We lingered another day because our friend Tim flew in on Thursday from his tug boat gig in Puerto Rico. We agreed to meet for dinner at Kelly's Landing, where he could tender in from his anchorage in Lake Sylvia. It's a 40-minute tender ride from Sunrise bay, but on a whim I called the Lauderdale Yacht club, who had been unable to accommodate us earlier in the week due to a regatta. They were able to give us a free slip for the night and we headed there in Vector, tying up (map) in time to have a beer before taking a pleasant stroll down to Kelly's Landing.

Vector at the Lauderdale Yacht Club.

It was great catching up with Tim, his other half Crisálida, and her son Disan (apologies if I misspelled that) over dinner and a few beers. They are sailing down to Key West for his off rotation and I expect they'll have a great time. We dropped lines first thing Friday morning for the slog north to Palm Beach.

North of Lauderdale we passed a couple of radar speed signs. We're doing 6.

Headed north from Fort Lauderdale is a miserable stretch of the ICW, a veritable gantlet of bridges that require careful timing and station-keeping. We wanted to get it behind us on Friday because it is doubly miserable on the weekend. We much prefer to go around this section on the outside, but with six footers we just did not have the weather for it.

Below 7 the speed alternates with this little smiley face.

We had set our sights on our usual anchorage in Palm Beach, where we can tender ashore at the city docks in West Palm, an easy walk to numerous restaurants. However, setup has already begun for the boat show in two weeks, and during setup and the show they close the docks altogether. Moreover, they close off half the anchorage and boot everyone out. We continued north, looping through the east side of the lake before finally dropping the hook north of Singer Island (map). We arrived so late we did not bother going ashore.

The manatees here carry calendars, because they are only safe on weekends and holidays.

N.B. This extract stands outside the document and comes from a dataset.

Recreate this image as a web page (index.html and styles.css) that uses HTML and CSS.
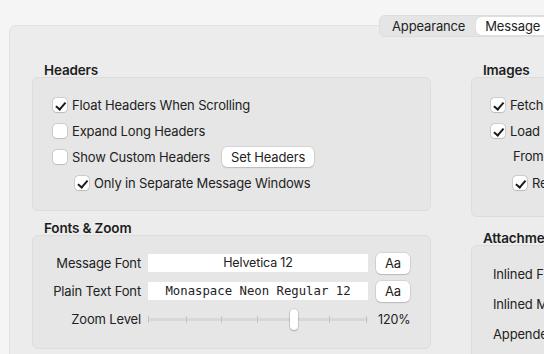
FILE: index.html
```html
<!DOCTYPE html>
<html lang="en">
<head>
  <meta charset="UTF-8">
  <title>Mail Settings - Viewing</title>
  <link rel="stylesheet" href="styles.css">
</head>
<body>
  <div class="tabbar">
    <div class="segmented">
      <span class="seg">Appearance</span>
      <span class="seg active">Message</span>
    </div>
  </div>

  <div class="panel">
    <div class="column left">
      <!-- Headers -->
      <section class="group headers">
        <h2>Headers</h2>
        <div class="box">
          <label class="check"><span class="cb on"></span>Float Headers When Scrolling</label>
          <label class="check"><span class="cb"></span>Expand Long Headers</label>
          <div class="check">
            <span class="cb"></span>Show Custom Headers
            <button class="btn">Set Headers</button>
          </div>
          <label class="check sub"><span class="cb on"></span>Only in Separate Message Windows</label>
        </div>
      </section>

      <!-- Fonts -->
      <section class="group fonts">
        <h2>Fonts &amp; Zoom</h2>
        <div class="box form">
          <span class="lbl">Message Font</span>
          <span class="field">Helvetica 12</span>
          <button class="btn small">Aa</button>

          <span class="lbl">Plain Text Font</span>
          <span class="field mono">Monaspace Neon Regular 12</span>
          <button class="btn small">Aa</button>

          <span class="lbl">Zoom Level</span>
          <div class="slider">
            <div class="track"></div>
            <i style="left:0.5%"></i><i style="left:17.7%"></i><i style="left:33.6%"></i>
            <i style="left:50%"></i><i style="left:82.7%"></i><i style="left:99.5%"></i>
            <span class="thumb" style="left:66.4%"></span>
          </div>
          <span class="pct">120%</span>
        </div>
      </section>
    </div>

    <div class="column right">
      <!-- Images -->
      <section class="group images">
        <h2>Images</h2>
        <div class="box">
          <label class="check"><span class="cb on"></span>Fetch Remote Content</label>
          <label class="check"><span class="cb on"></span>Load Remote Images</label>
          <div class="check text">From Known Senders</div>
          <label class="check sub"><span class="cb on"></span>Require Approval</label>
        </div>
      </section>

      <!-- Attachments -->
      <section class="group attach">
        <h2>Attachments</h2>
        <div class="box">
          <div class="row">Inlined Files</div>
          <div class="row">Inlined Media</div>
          <div class="row">Appended Files</div>
        </div>
      </section>
    </div>
  </div>
</body>
</html>
```

FILE: styles.css
```css
body {
  margin: 0;
  background: #f5f5f5;
  font-family: 'Inter', 'Liberation Sans', sans-serif;
  font-size: 13px;
  letter-spacing: -0.15px;
  color: #222222;
  overflow: hidden;
  width: 544px;
  height: 354px;
}

.tabbar {
  padding: 15px 0 0 379px;
  margin-bottom: -12px;
  position: relative;
  z-index: 1;
  height: 22px;
}

.segmented {
  display: flex;
  width: 220px;
  height: 22px;
  padding: 1px;
  box-sizing: border-box;
  background: #e5e5e5;
  border: 1px solid #dddddd;
  border-radius: 6px;
}

.seg {
  display: flex;
  align-items: center;
  padding: 0 11px;
  line-height: 18px;
}

.seg.active {
  background: #ffffff;
  border-radius: 5px;
  padding: 0 9px;
  box-shadow: 0 0 1px rgba(0, 0, 0, 0.25);
}

.panel {
  display: flex;
  gap: 40px;
  width: 640px;
  height: 400px;
  margin-left: 9px;
  padding: 36px 0 0 22px;
  box-sizing: border-box;
  background: #ececec;
  border: 1px solid #e3e3e3;
  border-radius: 7px;
}

.column {
  display: flex;
  flex-direction: column;
}

.left { width: 399px; gap: 9px; }
.right { width: 200px; gap: 13px; }

.group h2 {
  font-size: 13.5px;
  font-weight: 600;
  line-height: 16px;
  margin: 0 0 -1px 12px;
  color: #1e1e1e;
}

.box {
  background: #e6e6e6;
  border: 1px solid #dcdcdc;
  border-radius: 6px;
  box-sizing: border-box;
}

.headers .box {
  height: 134px;
  padding: 14px 20px;
}

.check {
  display: flex;
  align-items: center;
  gap: 5px;
  height: 26px;
  white-space: nowrap;
}

.check.sub { padding-left: 22px; }

.cb {
  width: 14px;
  height: 14px;
  border-radius: 3.5px;
  background: #ffffff;
  box-shadow: 0 0 0 0.5px rgba(0, 0, 0, 0.22), 0 1px 1px rgba(0, 0, 0, 0.08);
  position: relative;
  flex: none;
}

.cb.on::after {
  content: "";
  position: absolute;
  left: 4.5px;
  top: 1.5px;
  width: 3.5px;
  height: 7.5px;
  border: solid #1b1b1b;
  border-width: 0 2px 2px 0;
  transform: rotate(40deg);
}

.btn {
  font: inherit;
  letter-spacing: inherit;
  color: #222222;
  background: #ffffff;
  border: none;
  border-radius: 5px;
  box-shadow: 0 0 0 0.5px rgba(0, 0, 0, 0.15), 0 1px 1.5px rgba(0, 0, 0, 0.12);
  height: 20px;
  padding: 0 9px;
  margin-left: 7px;
}

.btn.small {
  width: 34px;
  height: 21px;
  padding: 0;
  margin: 0;
}

.form {
  display: grid;
  grid-template-columns: 87px 220px 34px;
  grid-auto-rows: 22px;
  column-gap: 8px;
  row-gap: 6px;
  align-items: center;
  height: 114px;
  padding: 16px 20px;
}

.lbl {
  text-align: right;
  white-space: nowrap;
  justify-self: end;
  margin-right: -1px;
}

.field {
  background: #ffffff;
  height: 18px;
  line-height: 18px;
  text-align: center;
  font-size: 12.5px;
}

.field.mono {
  font-family: 'DejaVu Sans Mono', 'Liberation Mono', monospace;
  font-size: 12.3px;
  letter-spacing: 0;
}

.slider {
  position: relative;
  height: 22px;
}

.slider .track {
  position: absolute;
  left: 0;
  right: 0;
  top: 10px;
  height: 3px;
  background: #d8d8d8;
  border-radius: 2px;
}

.slider i {
  position: absolute;
  top: 8px;
  width: 1px;
  height: 7px;
  margin-left: -1px;
  background: #c4c4c4;
}

.thumb {
  position: absolute;
  top: 1px;
  width: 8px;
  height: 21px;
  margin-left: -4px;
  background: #ffffff;
  border-radius: 4px;
  box-shadow: 0 0 0 0.5px rgba(0, 0, 0, 0.18), 0 1px 2px rgba(0, 0, 0, 0.2);
}

.pct {
  font-size: 12.5px;
  margin-left: 2px;
  white-space: nowrap;
}

.images .box {
  height: 140px;
  padding: 14px 19px;
}

.images .check.text {
  padding-left: 22px;
  height: 24px;
}

.images .check.sub { padding-left: 22px; height: 30px; }

.attach .box {
  height: 120px;
  padding: 15px 21px;
}

.row {
  height: 30px;
  line-height: 26px;
  white-space: nowrap;
}
```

Saturday we moved just three miles north to a more protected and familiar anchorage in North Palm Beach (map). There we were able to get ashore for dinner at Divino and a few items at the Publix. We usually land the tender at a concrete storm outfall under a tree, involving some gymnastics, and unfortunately Louise managed to tweak herself getting back aboard. The tree needs pruning, and next time I'll bring clippers to do just that; it's really just overgrowth in a drainage ditch.

Sunset over Riviera Beach from the Singer Island anchorage.

After the previous Sunday's misery, we had somewhat promised ourselves to avoid traveling the ICW in South Florida on the weekend. But apprehension about a significant shoal on the next stretch, near Jupiter Inlet and reported to be just 5.5', got the better of us, and  we opted to weigh anchor yesterday morning and get it behind us with a favorable tide. After a phone call with TowBoatUS, we ended up trailblazing a new path around the inlet for a least depth of 7.5' MLLW, and that track has already been published in various boating corners of the Internet.

Our weather station under way today. 43mph is about 38kt.

We finished the day in a familiar anchorage (map) near Fort Pierce, where we tendered ashore for dinner at the 2nd Street Bistro. They had a nice deck, lots of draft handles, and decent food. This morning we got our DST-adjusted selves in gear in time to make the 9:30 opening at the North Bridge, and have been bashing our way north in winds up to 38 knots -- gale force. The plotter says we'll have the hook down around 5pm, near Eau Gallie.

Hail storm at our anchorage in Indiatlantic.

Update: We are anchored near Indiatlantic, FL, across the channel from Melbourne (map). Severe storms were moving in and we stopped one causeway short, getting the hook set mere seconds before the storm arrived, with hail of all things. It's passed now, but we'll be having a quiet evening aboard.